(INSTRUCTIONS TO FOLLOW) Take the material below and retype it in full; pictures are left out.
***
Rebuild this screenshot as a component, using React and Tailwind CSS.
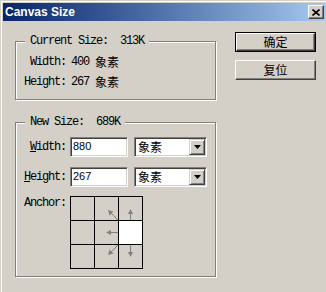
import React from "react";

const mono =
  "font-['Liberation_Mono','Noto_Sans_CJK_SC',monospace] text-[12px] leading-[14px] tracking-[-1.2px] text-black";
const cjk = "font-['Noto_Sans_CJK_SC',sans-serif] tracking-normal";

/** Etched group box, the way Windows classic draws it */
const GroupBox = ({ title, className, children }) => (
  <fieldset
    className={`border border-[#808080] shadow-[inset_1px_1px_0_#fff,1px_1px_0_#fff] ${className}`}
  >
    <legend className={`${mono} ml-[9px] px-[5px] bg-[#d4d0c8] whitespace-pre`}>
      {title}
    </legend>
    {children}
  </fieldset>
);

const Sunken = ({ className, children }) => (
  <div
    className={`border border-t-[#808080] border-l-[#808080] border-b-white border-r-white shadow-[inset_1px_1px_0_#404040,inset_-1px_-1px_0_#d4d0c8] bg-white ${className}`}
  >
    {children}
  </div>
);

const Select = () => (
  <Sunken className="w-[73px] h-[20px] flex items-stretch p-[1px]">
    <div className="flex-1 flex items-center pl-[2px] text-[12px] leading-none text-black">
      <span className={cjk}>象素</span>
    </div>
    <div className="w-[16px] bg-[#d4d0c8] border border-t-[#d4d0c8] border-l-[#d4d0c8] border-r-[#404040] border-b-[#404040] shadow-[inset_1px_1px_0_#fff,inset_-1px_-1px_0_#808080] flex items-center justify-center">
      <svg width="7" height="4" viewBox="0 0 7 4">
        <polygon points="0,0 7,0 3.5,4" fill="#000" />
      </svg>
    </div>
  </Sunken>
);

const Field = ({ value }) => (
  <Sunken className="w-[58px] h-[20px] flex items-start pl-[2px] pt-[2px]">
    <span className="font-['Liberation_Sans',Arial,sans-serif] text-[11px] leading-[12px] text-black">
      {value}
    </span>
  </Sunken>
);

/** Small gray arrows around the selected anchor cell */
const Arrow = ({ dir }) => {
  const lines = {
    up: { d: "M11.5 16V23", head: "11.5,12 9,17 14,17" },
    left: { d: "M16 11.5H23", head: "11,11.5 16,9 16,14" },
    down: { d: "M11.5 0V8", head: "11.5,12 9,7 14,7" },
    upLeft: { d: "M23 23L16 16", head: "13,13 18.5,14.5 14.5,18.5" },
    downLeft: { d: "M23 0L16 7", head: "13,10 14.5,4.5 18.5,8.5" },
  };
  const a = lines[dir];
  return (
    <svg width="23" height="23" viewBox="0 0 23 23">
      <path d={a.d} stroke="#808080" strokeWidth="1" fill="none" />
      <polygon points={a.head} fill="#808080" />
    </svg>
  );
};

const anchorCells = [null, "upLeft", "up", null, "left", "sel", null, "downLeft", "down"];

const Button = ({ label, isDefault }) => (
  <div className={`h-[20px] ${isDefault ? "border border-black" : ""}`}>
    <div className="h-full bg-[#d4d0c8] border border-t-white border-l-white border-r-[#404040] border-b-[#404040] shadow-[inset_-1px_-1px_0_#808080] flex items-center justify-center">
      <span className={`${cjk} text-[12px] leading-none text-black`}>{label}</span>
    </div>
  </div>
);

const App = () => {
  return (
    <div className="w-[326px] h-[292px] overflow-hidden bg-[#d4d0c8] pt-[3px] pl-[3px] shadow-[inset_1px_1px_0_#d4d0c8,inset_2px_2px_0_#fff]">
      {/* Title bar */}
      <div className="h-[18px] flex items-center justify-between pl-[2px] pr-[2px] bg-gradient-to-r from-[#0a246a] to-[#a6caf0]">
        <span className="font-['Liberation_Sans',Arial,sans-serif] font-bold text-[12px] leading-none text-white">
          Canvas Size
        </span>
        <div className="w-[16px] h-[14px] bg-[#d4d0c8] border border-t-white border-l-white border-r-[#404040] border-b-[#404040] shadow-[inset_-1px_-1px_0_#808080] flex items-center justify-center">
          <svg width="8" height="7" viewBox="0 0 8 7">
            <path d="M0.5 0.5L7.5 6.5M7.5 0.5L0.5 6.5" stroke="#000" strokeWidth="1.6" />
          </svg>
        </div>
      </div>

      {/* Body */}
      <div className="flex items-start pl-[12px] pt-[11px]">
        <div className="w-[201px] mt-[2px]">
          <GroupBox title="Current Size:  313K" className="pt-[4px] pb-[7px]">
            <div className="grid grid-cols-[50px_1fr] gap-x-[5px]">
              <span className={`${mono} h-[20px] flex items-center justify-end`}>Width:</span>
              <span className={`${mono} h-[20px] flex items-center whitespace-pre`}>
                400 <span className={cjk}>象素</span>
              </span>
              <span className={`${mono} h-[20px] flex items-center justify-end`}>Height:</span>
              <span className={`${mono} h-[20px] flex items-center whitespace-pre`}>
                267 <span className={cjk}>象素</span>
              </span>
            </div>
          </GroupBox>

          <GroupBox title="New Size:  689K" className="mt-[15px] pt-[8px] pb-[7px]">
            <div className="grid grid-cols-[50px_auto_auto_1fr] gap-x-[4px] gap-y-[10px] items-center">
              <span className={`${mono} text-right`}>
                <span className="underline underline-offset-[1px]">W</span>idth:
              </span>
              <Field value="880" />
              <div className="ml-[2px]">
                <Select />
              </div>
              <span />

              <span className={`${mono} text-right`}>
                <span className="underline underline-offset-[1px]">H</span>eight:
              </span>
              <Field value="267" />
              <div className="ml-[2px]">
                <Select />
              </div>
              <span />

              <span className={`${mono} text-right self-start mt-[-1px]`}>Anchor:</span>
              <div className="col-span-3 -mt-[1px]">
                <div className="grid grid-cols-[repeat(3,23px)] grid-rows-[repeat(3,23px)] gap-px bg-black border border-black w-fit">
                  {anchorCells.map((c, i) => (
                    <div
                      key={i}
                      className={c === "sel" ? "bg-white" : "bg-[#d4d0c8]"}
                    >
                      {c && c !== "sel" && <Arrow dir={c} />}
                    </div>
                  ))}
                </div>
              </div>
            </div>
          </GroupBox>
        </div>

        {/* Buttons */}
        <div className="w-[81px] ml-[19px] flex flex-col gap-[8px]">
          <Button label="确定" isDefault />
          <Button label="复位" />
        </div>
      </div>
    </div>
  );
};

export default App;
***
(EXERCISE OUTPUT)
Rebuild this screenshot as a component, using React and Tailwind CSS.
import React from "react";

const mono =
  "font-['Liberation_Mono','Noto_Sans_CJK_SC',monospace] text-[12px] leading-[14px] tracking-[-1.2px] text-black";
const cjk = "font-['Noto_Sans_CJK_SC',sans-serif] tracking-normal";

/** Etched group box, the way Windows classic draws it */
const GroupBox = ({ title, className, children }) => (
  <fieldset
    className={`border border-[#808080] shadow-[inset_1px_1px_0_#fff,1px_1px_0_#fff] ${className}`}
  >
    <legend className={`${mono} ml-[9px] px-[5px] bg-[#d4d0c8] whitespace-pre`}>
      {title}
    </legend>
    {children}
  </fieldset>
);

const Sunken = ({ className, children }) => (
  <div
    className={`border border-t-[#808080] border-l-[#808080] border-b-white border-r-white shadow-[inset_1px_1px_0_#404040,inset_-1px_-1px_0_#d4d0c8] bg-white ${className}`}
  >
    {children}
  </div>
);

const Select = () => (
  <Sunken className="w-[73px] h-[20px] flex items-stretch p-[1px]">
    <div className="flex-1 flex items-center pl-[2px] text-[12px] leading-none text-black">
      <span className={cjk}>象素</span>
    </div>
    <div className="w-[16px] bg-[#d4d0c8] border border-t-[#d4d0c8] border-l-[#d4d0c8] border-r-[#404040] border-b-[#404040] shadow-[inset_1px_1px_0_#fff,inset_-1px_-1px_0_#808080] flex items-center justify-center">
      <svg width="7" height="4" viewBox="0 0 7 4">
        <polygon points="0,0 7,0 3.5,4" fill="#000" />
      </svg>
    </div>
  </Sunken>
);

const Field = ({ value }) => (
  <Sunken className="w-[58px] h-[20px] flex items-start pl-[2px] pt-[2px]">
    <span className="font-['Liberation_Sans',Arial,sans-serif] text-[11px] leading-[12px] text-black">
      {value}
    </span>
  </Sunken>
);

/** Small gray arrows around the selected anchor cell */
const Arrow = ({ dir }) => {
  const lines = {
    up: { d: "M11.5 16V23", head: "11.5,12 9,17 14,17" },
    left: { d: "M16 11.5H23", head: "11,11.5 16,9 16,14" },
    down: { d: "M11.5 0V8", head: "11.5,12 9,7 14,7" },
    upLeft: { d: "M23 23L16 16", head: "13,13 18.5,14.5 14.5,18.5" },
    downLeft: { d: "M23 0L16 7", head: "13,10 14.5,4.5 18.5,8.5" },
  };
  const a = lines[dir];
  return (
    <svg width="23" height="23" viewBox="0 0 23 23">
      <path d={a.d} stroke="#808080" strokeWidth="1" fill="none" />
      <polygon points={a.head} fill="#808080" />
    </svg>
  );
};

const anchorCells = [null, "upLeft", "up", null, "left", "sel", null, "downLeft", "down"];

const Button = ({ label, isDefault }) => (
  <div className={`h-[20px] ${isDefault ? "border border-black" : ""}`}>
    <div className="h-full bg-[#d4d0c8] border border-t-white border-l-white border-r-[#404040] border-b-[#404040] shadow-[inset_-1px_-1px_0_#808080] flex items-center justify-center">
      <span className={`${cjk} text-[12px] leading-none text-black`}>{label}</span>
    </div>
  </div>
);

const App = () => {
  return (
    <div className="w-[326px] h-[292px] overflow-hidden bg-[#d4d0c8] pt-[3px] pl-[3px] shadow-[inset_1px_1px_0_#d4d0c8,inset_2px_2px_0_#fff]">
      {/* Title bar */}
      <div className="h-[18px] flex items-center justify-between pl-[2px] pr-[2px] bg-gradient-to-r from-[#0a246a] to-[#a6caf0]">
        <span className="font-['Liberation_Sans',Arial,sans-serif] font-bold text-[12px] leading-none text-white">
          Canvas Size
        </span>
        <div className="w-[16px] h-[14px] bg-[#d4d0c8] border border-t-white border-l-white border-r-[#404040] border-b-[#404040] shadow-[inset_-1px_-1px_0_#808080] flex items-center justify-center">
          <svg width="8" height="7" viewBox="0 0 8 7">
            <path d="M0.5 0.5L7.5 6.5M7.5 0.5L0.5 6.5" stroke="#000" strokeWidth="1.6" />
          </svg>
        </div>
      </div>

      {/* Body */}
      <div className="flex items-start pl-[12px] pt-[11px]">
        <div className="w-[201px] mt-[2px]">
          <GroupBox title="Current Size:  313K" className="pt-[4px] pb-[7px]">
            <div className="grid grid-cols-[50px_1fr] gap-x-[5px]">
              <span className={`${mono} h-[20px] flex items-center justify-end`}>Width:</span>
              <span className={`${mono} h-[20px] flex items-center whitespace-pre`}>
                400 <span className={cjk}>象素</span>
              </span>
              <span className={`${mono} h-[20px] flex items-center justify-end`}>Height:</span>
              <span className={`${mono} h-[20px] flex items-center whitespace-pre`}>
                267 <span className={cjk}>象素</span>
              </span>
            </div>
          </GroupBox>

          <GroupBox title="New Size:  689K" className="mt-[15px] pt-[8px] pb-[7px]">
            <div className="grid grid-cols-[50px_auto_auto_1fr] gap-x-[4px] gap-y-[10px] items-center">
              <span className={`${mono} text-right`}>
                <span className="underline underline-offset-[1px]">W</span>idth:
              </span>
              <Field value="880" />
              <div className="ml-[2px]">
                <Select />
              </div>
              <span />

              <span className={`${mono} text-right`}>
                <span className="underline underline-offset-[1px]">H</span>eight:
              </span>
              <Field value="267" />
              <div className="ml-[2px]">
                <Select />
              </div>
              <span />

              <span className={`${mono} text-right self-start mt-[-1px]`}>Anchor:</span>
              <div className="col-span-3 -mt-[1px]">
                <div className="grid grid-cols-[repeat(3,23px)] grid-rows-[repeat(3,23px)] gap-px bg-black border border-black w-fit">
                  {anchorCells.map((c, i) => (
                    <div
                      key={i}
                      className={c === "sel" ? "bg-white" : "bg-[#d4d0c8]"}
                    >
                      {c && c !== "sel" && <Arrow dir={c} />}
                    </div>
                  ))}
                </div>
              </div>
            </div>
          </GroupBox>
        </div>

        {/* Buttons */}
        <div className="w-[81px] ml-[19px] flex flex-col gap-[8px]">
          <Button label="确定" isDefault />
          <Button label="复位" />
        </div>
      </div>
    </div>
  );
};

export default App;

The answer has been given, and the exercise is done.